The greater crisis for democracy than the insurrectionist Republicans is that the Democratic Party is now the George W. Bush Republican Party. Anyone who isn’t a violent fascist is out. Conservative corporatism is welcome in the Democratic Party. Centrism, let alone leftism, is out. From this confused point rises the opportunistic ideology of Greenwald.

The reason 1/6 and 9/11 discourse looks similar is because many of the same people (Bush Republicans) who were up in arms about 9/11 now have taken over the Democratic Party. This too is an insurrection. But this does not mean that Trump era fascism is revolutionary any more than 9/11 was. Both arose from failed states. States that were captured by elites left little space for citizens to make a living inside of the law.

But just like terrorists, the Trump era insurrectionists are useful to the powers that be. They give the state legitimacy it doesn’t have. Fear of these groups makes the citizens more reliant on the very elites that created the madness. So the fascists are not on our side either. Nor would we be wise to assume the Democrat’s shift to the right means a Republican shift to the left.

Fascism is simply an extension of neoliberalism which is simply an extension of capitalism. Just as neoliberalism accelerated capitalism we are seeing fascism accelerate neoliberalism. Much like the beginning of neoliberalism, the beginning of fascism is seen as an alternative rather than an acceleration of the past. The capturing of democracy by the Republican Party is the final nail in the coffin.

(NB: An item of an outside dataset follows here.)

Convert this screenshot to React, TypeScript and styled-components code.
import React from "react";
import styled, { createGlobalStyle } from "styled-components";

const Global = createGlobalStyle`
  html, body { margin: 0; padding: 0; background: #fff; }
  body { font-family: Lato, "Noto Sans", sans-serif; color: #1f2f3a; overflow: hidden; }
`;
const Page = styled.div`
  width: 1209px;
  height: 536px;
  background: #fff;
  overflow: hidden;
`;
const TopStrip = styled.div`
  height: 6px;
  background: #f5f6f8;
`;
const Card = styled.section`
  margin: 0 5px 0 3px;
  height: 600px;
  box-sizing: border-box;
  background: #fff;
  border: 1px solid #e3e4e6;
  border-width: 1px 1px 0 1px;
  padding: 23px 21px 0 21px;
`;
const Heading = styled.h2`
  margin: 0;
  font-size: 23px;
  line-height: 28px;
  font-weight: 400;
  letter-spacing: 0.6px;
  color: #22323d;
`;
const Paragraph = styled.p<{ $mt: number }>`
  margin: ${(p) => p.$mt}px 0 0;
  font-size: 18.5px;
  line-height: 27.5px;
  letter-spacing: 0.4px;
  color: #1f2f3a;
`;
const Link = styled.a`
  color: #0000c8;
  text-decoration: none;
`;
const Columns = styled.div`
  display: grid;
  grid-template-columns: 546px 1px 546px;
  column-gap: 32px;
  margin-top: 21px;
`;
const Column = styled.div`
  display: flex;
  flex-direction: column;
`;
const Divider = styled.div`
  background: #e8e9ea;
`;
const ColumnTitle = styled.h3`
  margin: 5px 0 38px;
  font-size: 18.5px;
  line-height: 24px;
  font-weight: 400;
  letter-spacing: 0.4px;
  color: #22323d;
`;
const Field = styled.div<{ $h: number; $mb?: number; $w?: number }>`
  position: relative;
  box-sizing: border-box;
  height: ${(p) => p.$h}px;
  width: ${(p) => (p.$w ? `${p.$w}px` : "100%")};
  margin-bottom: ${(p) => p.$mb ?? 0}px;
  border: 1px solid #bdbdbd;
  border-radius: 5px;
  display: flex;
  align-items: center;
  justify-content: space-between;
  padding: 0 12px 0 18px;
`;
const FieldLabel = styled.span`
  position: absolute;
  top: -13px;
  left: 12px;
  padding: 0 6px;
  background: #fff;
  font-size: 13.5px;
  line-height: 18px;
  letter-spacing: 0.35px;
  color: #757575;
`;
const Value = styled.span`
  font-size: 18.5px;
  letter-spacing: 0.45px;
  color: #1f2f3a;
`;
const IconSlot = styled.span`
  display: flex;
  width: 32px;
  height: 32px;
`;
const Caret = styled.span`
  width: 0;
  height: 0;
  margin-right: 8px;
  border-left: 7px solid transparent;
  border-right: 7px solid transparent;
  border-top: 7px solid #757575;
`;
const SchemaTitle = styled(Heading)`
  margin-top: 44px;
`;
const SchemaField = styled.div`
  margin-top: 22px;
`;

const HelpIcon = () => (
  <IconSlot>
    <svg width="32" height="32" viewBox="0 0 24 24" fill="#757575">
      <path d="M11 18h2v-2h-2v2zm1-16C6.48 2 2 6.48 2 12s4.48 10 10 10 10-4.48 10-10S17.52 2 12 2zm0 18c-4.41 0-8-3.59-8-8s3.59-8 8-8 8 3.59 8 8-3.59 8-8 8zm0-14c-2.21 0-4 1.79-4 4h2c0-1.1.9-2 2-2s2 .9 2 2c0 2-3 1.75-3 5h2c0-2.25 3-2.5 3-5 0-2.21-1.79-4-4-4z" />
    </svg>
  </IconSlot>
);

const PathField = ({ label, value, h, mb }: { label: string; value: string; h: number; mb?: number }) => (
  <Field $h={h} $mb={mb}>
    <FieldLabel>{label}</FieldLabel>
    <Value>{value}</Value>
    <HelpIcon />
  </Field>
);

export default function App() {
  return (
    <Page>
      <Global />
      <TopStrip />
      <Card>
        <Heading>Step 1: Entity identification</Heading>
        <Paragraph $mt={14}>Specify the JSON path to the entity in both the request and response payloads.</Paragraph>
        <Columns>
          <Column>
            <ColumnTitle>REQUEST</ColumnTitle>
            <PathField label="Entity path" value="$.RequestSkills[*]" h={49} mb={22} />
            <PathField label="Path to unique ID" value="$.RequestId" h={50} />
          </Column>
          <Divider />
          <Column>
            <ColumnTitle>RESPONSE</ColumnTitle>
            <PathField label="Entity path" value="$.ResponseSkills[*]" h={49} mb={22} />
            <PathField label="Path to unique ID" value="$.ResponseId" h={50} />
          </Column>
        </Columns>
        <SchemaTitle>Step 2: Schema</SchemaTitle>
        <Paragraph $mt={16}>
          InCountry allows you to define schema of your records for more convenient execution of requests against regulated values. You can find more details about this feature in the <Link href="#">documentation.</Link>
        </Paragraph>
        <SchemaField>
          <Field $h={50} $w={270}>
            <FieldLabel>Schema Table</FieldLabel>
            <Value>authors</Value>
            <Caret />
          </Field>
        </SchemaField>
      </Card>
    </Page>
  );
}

Things are getting worse and getting worse fast. The only way out is the dictatorship of the proletariat which Chris Cutrone calls for: “Marx argued that, short of the dictatorship of the proletariat, the state remained the “dictatorship of the bourgeoisie,” by which he meant the dictatorship of capital, or the state ruling in the interests of capital as a whole. This includes the workers who live and benefit by capital as it presently exists.”

Capitalism does not need democracy to function and it does better without it. What capitalism risks without democracy is discontent. If 1/6 is any indication a key component of post-democracy capitalism will be a discontented middle class to terrorize the working class.

In this sense, the American right, from top to bottom does not express a class interest in general. Rather the entire coalition can agree on its fascist goals because the goal is nihilism itself. When we acknowledge as Noam Chomsky does, that the Republican Party is the most dangerous organization in human history, we can begin to understand its unprecedented destruction of the world.

Why does anyone join in on the madness? Because it pays, sometimes. Because it’s fun. Because hurting others is sport. There is no reason for 1/6 or the rest of the agenda. The point is to destroy everything in the path of destruction.